Namun, menurut Yayasan Lembaga Konsumen Indonesia (YLKI) mengingat dampak negatif yang ditimbulkan, baik bagi penggunanya, orang lain dan lingkungan, maka plastik pantas dikenai cukai.
Ketua pengurus harian YLKI, Tulus Abadi menyatakan bahwa dari data Bank Dunia pada tahun 2018 sekitar 300 juta ton plastik diproduksi setiap tahunnya dan saat ini sekitar 150 juta ton plastik mencemari lautan dunia.
“Tragisnya, Indonesia menjadi negara pencemar kedua terbesar di dunia setelah China. Indonesia menyumbang 0,48-1,29 juta ton metrik sampah plastik per tahun ke lautan. Oleh karenanya, jika tidak ditanggulangi secara secara menyeluruh, sampah plastik akan mengancam keberlanjutan ekosistem laut yang semakin parah, dan merugikan kita semua,” papar Tulus dalam keterangannya kepada pers, Sabtu (6/7/2019) pagi.
Namun demikian, Tulus menambahkan bahwa cukai bukanlah satu-satunya cara untuk menekan dan mengendalikan penggunaan dan konsumsi plastik. Menurutnya, kalau tidak disinergikan dengan kebijakan lain, maka konsumsi plastik akan tetap dominan, sekalipun telah dikenai cukai yang tinggi pula.
“Penerapan cukai plastik harus menjamin bahwa tujuan utamanya bukan untuk menggali pendapatan negara. Jangan jadikan cukai plastik untuk menutupi kegagalan pemerintah dalam menggali pendapatan di sektor pajak,” tegas Tulus.
Karena itu, Tulus berharap cukai plastik justru diarahkan sebagai instrumen untuk mengendalikan produksi dan konsumsi plastik. Jadi menurutnya, pendapatan cukai hanya sebagai bentuk “pajak dosa” atau disinsentif pada produsen dan konsumen.
YLKI mendorong Pemerintah agar ke depan produsen wajib membuat produk plastik yang benar-benar bisa diurai secara cepat oleh lingkungan, apa pun produk plastiknya. “Setelah mereka bisa produksi jenis tersebut maka cukai plastik harus dihentikan,” tegasnya.

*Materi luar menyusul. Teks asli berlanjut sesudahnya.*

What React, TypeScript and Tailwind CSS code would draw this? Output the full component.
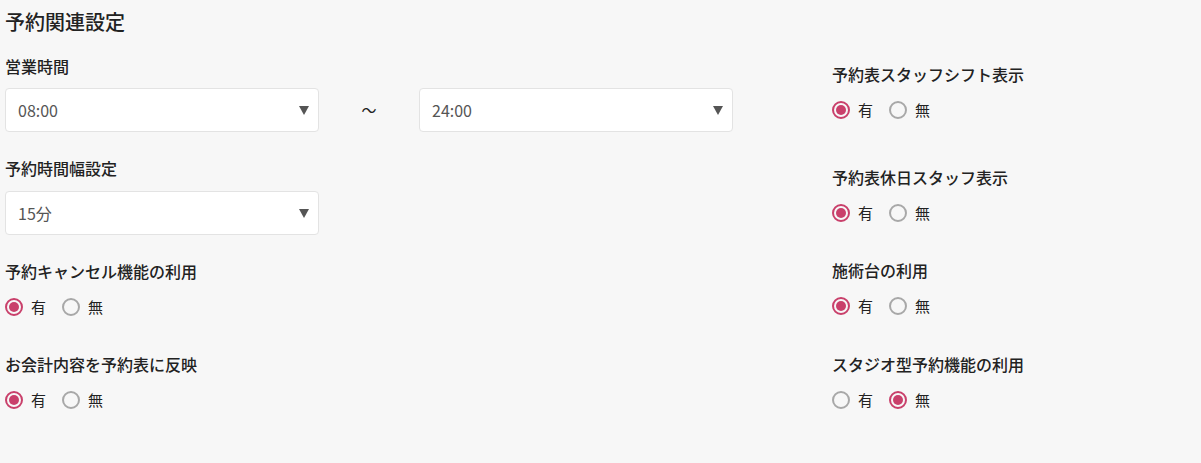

Cukai Plastik Dipakai Untuk Edukasi Publik
Sementara itu, YLKI mendesak agar dana yang diperoleh dari cukai plastik harus dikembalikan untuk upaya promotif dan preventif, misalnya program edukasi dan pemberdayaan agar masyarakat mempunyai kesadaran untuk mengurangi konsumsi plastik. “Bisa diambilkan sekitar 10% dari dana cukai plastik itu nantinya untuk program edukasi tersebut,” tambah Tulus.
YLKI juga mendorong pemerintah untuk serius menanggulangi masalah plastik, dari hulu hingga hilir. Menurut Tulus, pemerintah mewajibkan adanya produk plastik yang mengantongi SNI dan bisa mengintegrasikan kebijakan pengendalian konsumsi plastik oleh konsumen, termasuk masalah plastik berbayar yang saat ini belum jelas arah dan regulasinya.
Terakhir, YLKI meminta Kementerian Perindustrian untuk tidak secara telanjang menjadi corong pelaku usaha, dengan menolak wacana cukai plastik, tanpa argumen yang rasional.
“Sudah jelas kok bahwa peran sektor industri tidak bisa dinegasikan, apalagi dimatikan. Tetapi sektor industri harus kreatif untuk memproduksi plastik yang tidak merusak lingkungan dan bahkan punya tanggung jawab menyelamatkan lingkungan. Jangan malah makin destruktif terhadap lingkungan,” tandasnya.